Verizon and Lavallette, New Jersey, agree that an in-person settlement conference “may facilitate resolution” of their small-cells dispute, said their joint status report Wednesday (docket 3:23-cv-23072) in U.S. District Court for New Jersey in Trenton. Verizon sued Lavallette and its council in December to challenge their “unreasonable and unsupported denial” of Verizon’s application for permit approval for the installation of five small cells within the borough’s public rights of way (see 2312140038). Verizon and Lavallette further agree that the in-person settlement conference should require the attendance of the parties, specifically the borough’s mayor and a Verizon representative “with full settlement authority," said the status report. The parties further agree that if a tentative agreement is reached at the settlement conference it will be subject to review and approval by the borough’s governing body, it said. The parties agree that an in-person settlement conference in the beginning or middle of August is feasible, it said.

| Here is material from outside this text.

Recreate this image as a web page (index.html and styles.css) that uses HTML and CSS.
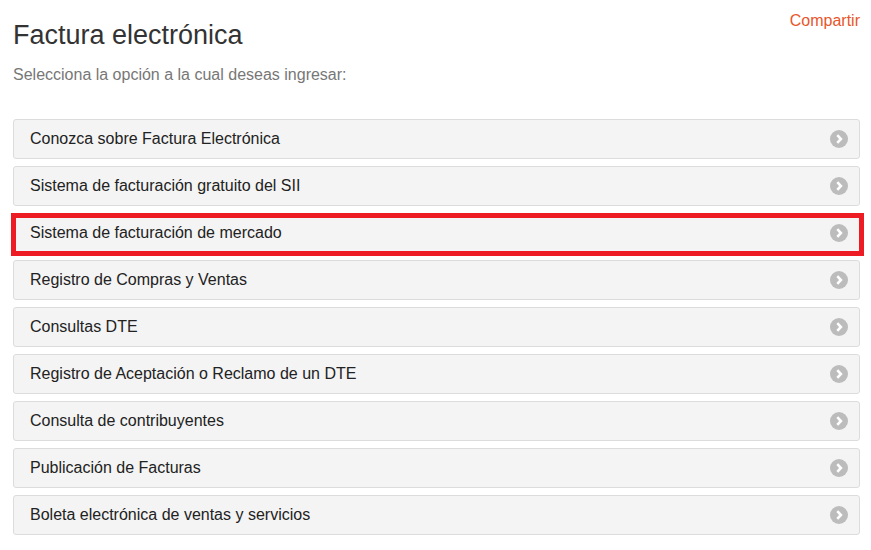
FILE: index.html
```html
<!DOCTYPE html>
<html lang="es">
<head>
<meta charset="utf-8">
<title>Factura electrónica</title>
<link rel="stylesheet" href="styles.css">
</head>
<body>
<div class="page">
  <div class="header">
    <div class="heading">
      <h1 class="title">Factura electrónica</h1>
      <p class="subtitle">Selecciona la opción a la cual deseas ingresar:</p>
    </div>
    <a class="share" href="#">Compartir</a>
  </div>
  <ul class="menu">
    <li class="item"><span>Conozca sobre Factura Electrónica</span><svg class="arrow" viewBox="0 0 18 18"><circle cx="9" cy="9" r="9"/><path d="M7.3 5.2 L10.9 9 L7.3 12.8"/></svg></li>
    <li class="item"><span>Sistema de facturación gratuito del SII</span><svg class="arrow" viewBox="0 0 18 18"><circle cx="9" cy="9" r="9"/><path d="M7.3 5.2 L10.9 9 L7.3 12.8"/></svg></li>
    <li class="item highlight"><span>Sistema de facturación de mercado</span><svg class="arrow" viewBox="0 0 18 18"><circle cx="9" cy="9" r="9"/><path d="M7.3 5.2 L10.9 9 L7.3 12.8"/></svg></li>
    <li class="item"><span>Registro de Compras y Ventas</span><svg class="arrow" viewBox="0 0 18 18"><circle cx="9" cy="9" r="9"/><path d="M7.3 5.2 L10.9 9 L7.3 12.8"/></svg></li>
    <li class="item"><span>Consultas DTE</span><svg class="arrow" viewBox="0 0 18 18"><circle cx="9" cy="9" r="9"/><path d="M7.3 5.2 L10.9 9 L7.3 12.8"/></svg></li>
    <li class="item"><span>Registro de Aceptación o Reclamo de un DTE</span><svg class="arrow" viewBox="0 0 18 18"><circle cx="9" cy="9" r="9"/><path d="M7.3 5.2 L10.9 9 L7.3 12.8"/></svg></li>
    <li class="item"><span>Consulta de contribuyentes</span><svg class="arrow" viewBox="0 0 18 18"><circle cx="9" cy="9" r="9"/><path d="M7.3 5.2 L10.9 9 L7.3 12.8"/></svg></li>
    <li class="item"><span>Publicación de Facturas</span><svg class="arrow" viewBox="0 0 18 18"><circle cx="9" cy="9" r="9"/><path d="M7.3 5.2 L10.9 9 L7.3 12.8"/></svg></li>
    <li class="item"><span>Boleta electrónica de ventas y servicios</span><svg class="arrow" viewBox="0 0 18 18"><circle cx="9" cy="9" r="9"/><path d="M7.3 5.2 L10.9 9 L7.3 12.8"/></svg></li>
  </ul>
</div>
</body>
</html>
```

FILE: styles.css
```css
* { box-sizing: border-box; }
html, body {
  margin: 0;
  padding: 0;
  background: #fff;
}
body {
  font-family: "Liberation Sans", Arial, sans-serif;
  color: #333;
}
.page {
  padding: 0 11px 0 13px;
}
.header {
  display: flex;
  justify-content: space-between;
  align-items: flex-start;
}
.title {
  margin: 19px 0 0;
  font-size: 27px;
  line-height: 32px;
  font-weight: normal;
  color: #333;
}
.subtitle {
  margin: 14px 0 0;
  font-size: 16px;
  line-height: 20px;
  color: #777;
}
.share {
  margin-top: 12px;
  font-size: 16px;
  line-height: 18px;
  color: #e8562a;
  text-decoration: none;
}
.menu {
  list-style: none;
  margin: 34px 0 0;
  padding: 0;
  display: flex;
  flex-direction: column;
  gap: 7px;
}
.item {
  position: relative;
  display: flex;
  align-items: center;
  justify-content: space-between;
  height: 40px;
  padding: 9px 11px 9px 16px;
  background: #f4f4f4;
  border: 1px solid #dcdcdc;
  border-radius: 3px;
  font-size: 16px;
  line-height: 20px;
  color: #222;
}
.arrow {
  width: 18px;
  height: 18px;
  flex: none;
}
.arrow circle {
  fill: #bcbcbc;
}
.arrow path {
  fill: none;
  stroke: #fff;
  stroke-width: 2.6;
  stroke-linecap: butt;
  stroke-linejoin: miter;
}
.highlight::after {
  content: "";
  position: absolute;
  left: -3px;
  right: -5px;
  top: -1px;
  bottom: -4px;
  border: 5px solid #ed1c24;
  pointer-events: none;
}
```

The 9th U.S. Circuit Court of Appeals denied AT&T’s March 5 motion for reversal of the district court’s decision finding summary judgment in favor of Lane County, Oregon (see 2402190001), said Circuit Judges Mark Bennett, Ryan Nelson and Eric Miller in an order Friday (docket 24-855). The denial is without prejudice to AT&T’s raising the arguments in its opening brief, which is due May 24, said the order. Lane County’s answering brief is due June 24, and AT&T’s optional reply brief is due within 21 days after service of the answering brief, said the order. The carrier contends that the district court wrongly found it was obligated to appeal the county’s denial of its cell tower application to the Oregon Land Use Board of Appeal. The district court ruled that AT&T failed to exhaust its administrative remedies and granted summary judgment for Lane County “without having to reach the merits of either party’s summary judgment arguments” about the county’s decision in denying the cell tower.